After that, a division emerged between what a former senior Agency official described to me as the “SS crowd” and the “Wehrmacht crowd,” the “hard edged” and the “smarter and better informed.” He said, “People managed not to take assignments. There were senior people who would not go to meetings if they thought that extraordinary rendition or enhanced interrogation techniques were going to be discussed.”

Sure enough, when public opinion finally shifted, the administration left the spooks to twist in the wind. “The Bush administration ordered it and approved it and then never came to the Agency’s defense when it hit the fan,” the former operative said. “The hypocrisy is breathtaking.” That prompted a former CIA counterterrorism officer, John Kiriakou, to go on national television to point out that administration officials had been briefed in detail about the Zubaydah interrogation and others. For his trouble, Kiriakou now is reportedly the subject of an FBI investigation focused on whether he disclosed classified information.

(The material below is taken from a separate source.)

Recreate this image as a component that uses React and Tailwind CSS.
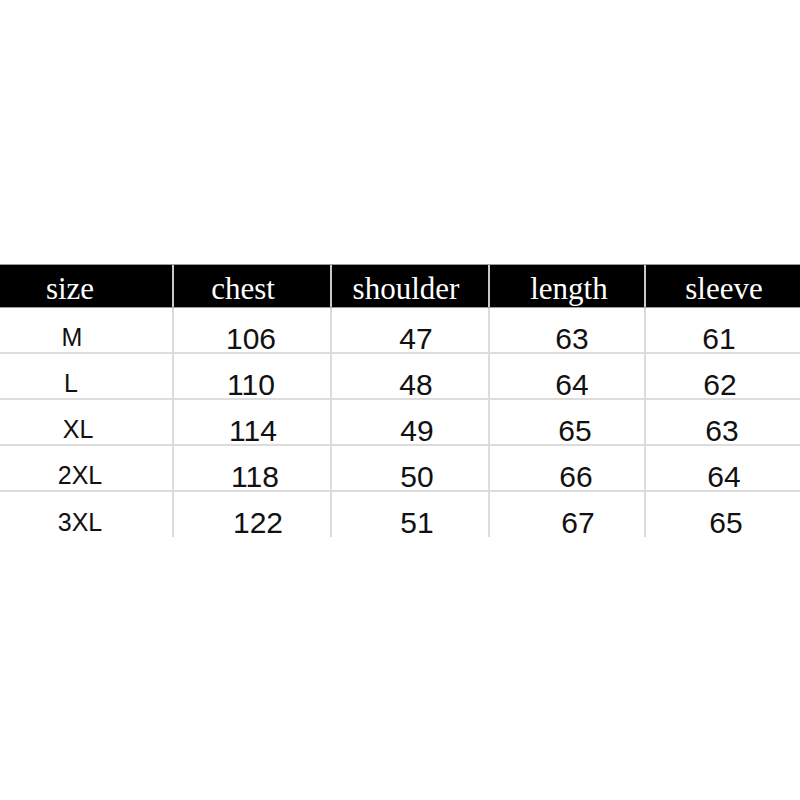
import React from "react";

const headers = [
  { t: "size", dx: -16 },
  { t: "chest", dx: -9 },
  { t: "shoulder", dx: -4 },
  { t: "length", dx: 2 },
  { t: "sleeve", dx: 1 },
];

const rows = [
  [["M", -14], ["106", -1], ["47", 6], ["63", 5], ["61", -4]],
  [["L", -15], ["110", -1], ["48", 6], ["64", 5], ["62", -3]],
  [["XL", -8], ["114", 1], ["49", 7], ["65", 8], ["63", -1]],
  [["2XL", -6], ["118", 3], ["50", 7], ["66", 9], ["64", 1]],
  [["3XL", -6], ["122", 6], ["51", 7], ["67", 11], ["65", 3]],
];

const widths = ["w-[174px]", "w-[158px]", "w-[158px]", "w-[156px]", "w-[154px]"];

export default function App() {
  return (
    <div className="w-[800px] h-[800px] bg-white pt-[264px]">
      <div className="flex h-[44px] bg-black border-t border-b border-[#9c9c9c]">
        {headers.map((h, i) => (
          <div
            key={h.t}
            className={`${widths[i]} flex items-center justify-center pt-[5px] ${i < 4 ? "border-r-2 border-[#c9c9c9]" : ""}`}
          >
            <span
              className="text-white text-[31px] leading-none"
              style={{ fontFamily: '"Liberation Serif", serif', transform: `translateX(${h.dx}px)` }}
            >
              {h.t}
            </span>
          </div>
        ))}
      </div>
      {rows.map((r, ri) => (
        <div
          key={ri}
          className={`flex ${ri < 4 ? "h-[46px] border-b-2 border-[#dcdcdc]" : "h-[45px]"}`}
        >
          {r.map(([v, dx], ci) => (
            <div
              key={ci}
              className={`${widths[ci]} flex items-center justify-center pt-4 ${ci < 4 ? "border-r-2 border-[#dcdcdc]" : ""}`}
            >
              <span
                className={`text-[#111] ${ci === 0 ? "text-[25px]" : "text-[30px]"}`}
                style={{ fontFamily: '"Liberation Sans", Arial, sans-serif', transform: `translateX(${dx}px)` }}
              >
                {v}
              </span>
            </div>
          ))}
        </div>
      ))}
    </div>
  );
}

What about Congress? “They have known for a long time that [the CIA] uses stress positions and hypothermia and waterboarding and sleep deprivation—and they haven’t done anything about it,” says Marty Lederman, a former Justice Department attorney who now teaches law at Georgetown University. “They don’t disagree with it. And if they do disagree with it, what are they going to do about it? The default position is to have closed hearings, which is preposterous. The intelligence oversight committees are totally captured by the intelligence community.”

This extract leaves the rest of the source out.